As you make your way to the rear of the watch, you’re welcomed by the beautiful new Omega Calibre 9908. The movement features a large 3/4 plate, beautifully decorated with an arabesque patterned Côtes de Genève. It’s a Co-Axial Master Chronometer, manual wound movement beating at 28,800 bph and contains 44 jewels, which aid tremendously in the reduction of friction during use. Furthermore, it has 60 hours of power reserve on a full wound. But the icing on the cake? The watch as a whole is METAS certified.
Seeing as I have mentioned this is a collection, you have a choice of six watches to choose from in stainless steel. There is a sportier panda dial version with red accents and black hands. A blue dialled version with rhodium-plated hands. And the aforementioned silver dial version with blued hands. All three can come on Omega’s steel bracelet which offers a taper of 21mm at the case to 16mm at the clasp. That clasp also contains a “comfort release system”, allowing two positions of “on the fly” micro adjustment. And if that doesn’t work for you, Omega offers a choice of the three leather straps pictured above.
If you want something a bit more bold, Omega also makes a version of the watch in their Bronze Gold alloy (the alloy is comprised of a mixture of 50% of copper, 37.5% of gold, silver, gallium and palladium), On this version, the tachymetre bezel is in ceramic and the case, hands and numerals are all bronze gold. There is no bracelet for this version. Instead it is coupled with a brown leather strap with a bronze gold buckle. To me, among the whole collection, this watch has the most vintage appeal.
Overall, while writing about this new addition to the Speedmaster line, I kept on asking myself the same question. Did this new collection of watches succeed in presenting a modern take on a vintage design? I found myself intrigued by vintage cues such as the leaf hands and Arabic numerals yet also taken aback by the minute track and the large 43mm size. On numerous occasions, I wondered if this design would have been better suited within the Deville collection. Yet it wasn’t until I saw the collection as a whole that I began to understand what Omega was trying to accomplish.

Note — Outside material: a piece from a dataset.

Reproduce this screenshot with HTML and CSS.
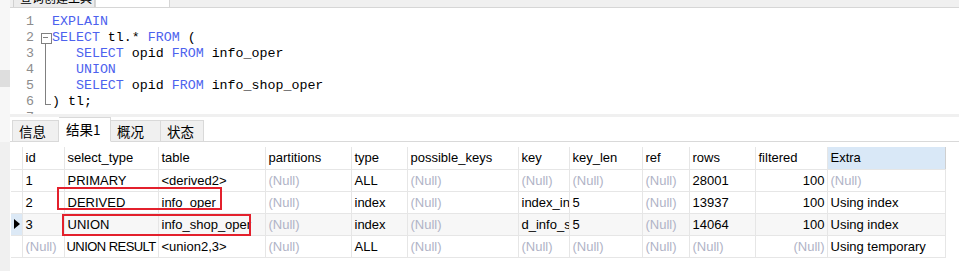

When this vintage design was first introduced, no one spoke of it in terms of it being a dressy aesthetic. Watches bearing this design were simply instruments. With the Speedmaster Chronoscope Collection, Omega now presents us multiple options with this same “dressy” aesthetic. Want dressy, the Bronze Gold or Silver dial is a good choice. Something more casual? The blue dial. Taking a trip to the track? The version with red accents is totally boss. Though I may still disagree with the size, there is something for everyone here as to the design, and I can definitely appreciate that.
Omega Speedmaster Chronoscope Collection pricing and availability:
The stainless steel versions of the Speedmaster Chronoscope will be $8450 USD on strap and $8650 USD on bracelet. These are immediately available. The Bronze-Gold version on leather strap will be $14,100 USD, with availability beginning in November 2021.